With the attentive guidance of Siegel, Cruz Kelly shaped the piece into a sort of archival narrative — a “mosaic” story.

“I talked with Barry throughout the entire process,” she explains. “We decided together to make it a mosaic since there was no definitive beginning and end.”

To give the story “movement,” they decided to break it up into four sections by the seasons of the year.

“A big thing we talked about was having structure,” Cruz Kelly says. “Having a point of arrival and entry points are really important — they bookend the piece.”

By carefully pulling out biographical information and elements of character development from the hundreds of letters, she was able to write “Dear Nora” as an engaging glimpse into the lives of Irish women in domestic service.

“It wasn’t listed out easily. It was muddled in very lofty, lovely written letters,” Cruz Kelly recalls. “It was really like stepping into the past.”

However, the true “stepping into the past” came about half a year after she finished “Dear Nora.”

In the Fall 2019 quarter, Cruz Kelly was studying abroad in Madrid through UCI’s Education Abroad Program at the UC Center, Madrid. During a week-long break, she travelled to Ireland to meet her mom — her Irish half — who flew out all the way from Los Angeles. Together, the two visited historical sites of both their own family and those of McCarthy and Collins including making a stop in the village of Ballinlough, the hometown of both of the women in “Dear Nora.”

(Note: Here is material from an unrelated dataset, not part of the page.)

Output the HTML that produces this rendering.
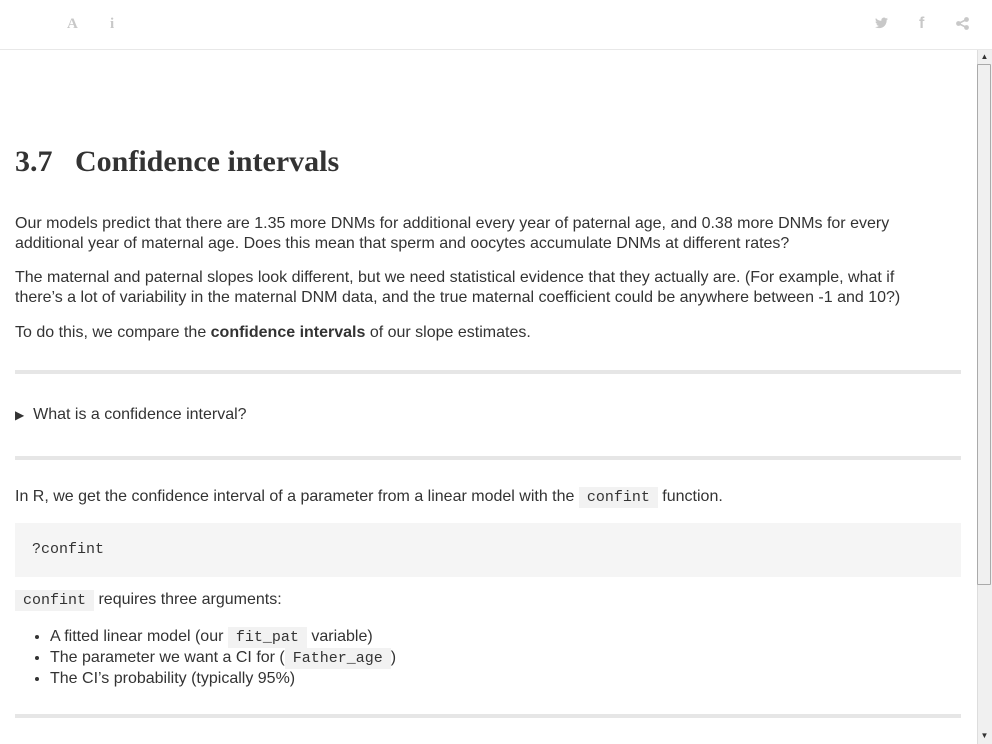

“It was surreal that the place actually existed and to step physically into the world that I had only imagined,” Cruz Kelly reveals. “It was the highlight of my study abroad experience, and possibly the highlight of anything that I’ve done so far.”

It should come as no surprise by now that Cruz Kelly is a history minor, an academic pursuit she added after her first year at UCI. Her 2018 research paper about Thomas Satterwhite Noble’s famous “Margaret Garner” painting won both a UROP Award (UCI Undergraduate Research Opportunities Program) and Humanities Core award and led to her presenting at UCI’s 5th annual Undergraduate History Conference.

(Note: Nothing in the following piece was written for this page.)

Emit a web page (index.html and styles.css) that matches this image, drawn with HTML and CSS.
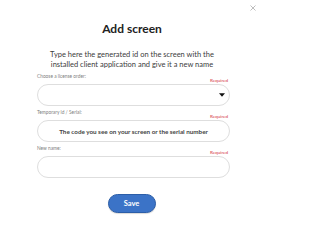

“It’s really interesting how each course finetunes your interests,” Cruz Kelly says. “I enjoyed doing that sort of historical work and it really did sharpen my interest in history.”

What may come as a surprise, however, is that Cruz Kelly, now a senior, originally applied to UCI as a math major. Although her intention was to follow in the footsteps of her father, who is an economics professor, she switched her major over the summer before her freshman year.

“I changed my major to literary journalism not even knowing what it was, but I liked to write more than I liked to do math,” she says. “Now looking back, if I had known what the LitJ program was, I would have been much quicker to choose it because it’s so unique.”

“I admire Delia greatly and feel so thankful that she chose to major in literary journalism,” says Siegel. “In the LitJ Program, we encourage our students to think of their pieces as nonfiction short stories that involve all the aims and techniques of the finest fiction. Delia thinks that way naturally. She has an exceptionally fine sense of how words and sentences should work on the page. She knows what to leave out, what to leave unsaid. She also has a keen sense about the rhythm of sentences, and the music that underlies prose. She clearly has the instincts of a narrative writer.”

Though she knew early on that she wasn’t “a hard news reporter,” Cruz Kelly has found ways to take an “atypical journalistic approach” to her classes, including in Lecturer of Literary Journalism Amy DePaul’s beginning and advanced reporting classes.

“I admire DePaul for her reportorial talent — she and I are very different in that way,” Cruz Kelly explains. “Her classes are very technical — the nitty gritty stuff.”

When assigned to write about money in one of DePaul’s classes, the majority of her classmates did technical projects involving numbers and data. But Cruz Kelly tackled the project from a totally different angle and wrote a profile on an “extreme couponer.”

“I’m usually trying to think of ways to do non-hard newsy stuff because the conventions of news writing don't typically leave much room for creativity. Language and narrative voice are really important to my writing and I think those are best served by breaking conventions and finding a unique way to approach a piece,” she explains. “But, that’s the cool thing about the literary journalism workshops too. People are often writing on completely different things.”

She says one of the things she loves most about the LitJ program is the “intimate” advanced writing workshops, which allow students to receive more personalized feedback from both the instructors and their peers. For Cruz Kelly, that means a special rapport with Siegel, who helped guide her through “Dear Nora.”

“With Barry, I have talked his ear off — I didn't even have him as a professor last quarter and we met every Wednesday to talk about life in general, which has been a rich source for me,” Cruz Kelly shares. “The faculty are all amazing to learn from with such vast experiences in their own fields.”

Cruz Kelly, who serves as the Arts & Entertainment Editor for the campus paper, New University, will be graduating a year early this coming June, having completed her bachelor’s in three years at UCI. Her plans include applying to graduate school in New York.

“I think right now, and because of the last workshop I took, memoir writing is a big thing for me,” she says. “It’s pretty clear I’m not trying to be a political reporter. I’m going for more of a longform book type of writing — that’s the dream.”

For now, her focus will be on the next literary journalism workshop on her schedule, “Immigrant Narratives” taught by Héctor Tobar, associate professor of literary journalism and Chicano/Latino studies. This time, she’ll tell the story of her other cultural half — her El Salvadorian father.

“The thing I love about the literary journalism program is that the focus is on ordinary peoples’ stories,” Cruz Kelly says. “I wrote about two Irish Bridgets of the thousands or however many came. They are no less special than celebrities and their stories deserve to be told just as much. That’s something I take from the LitJ program.”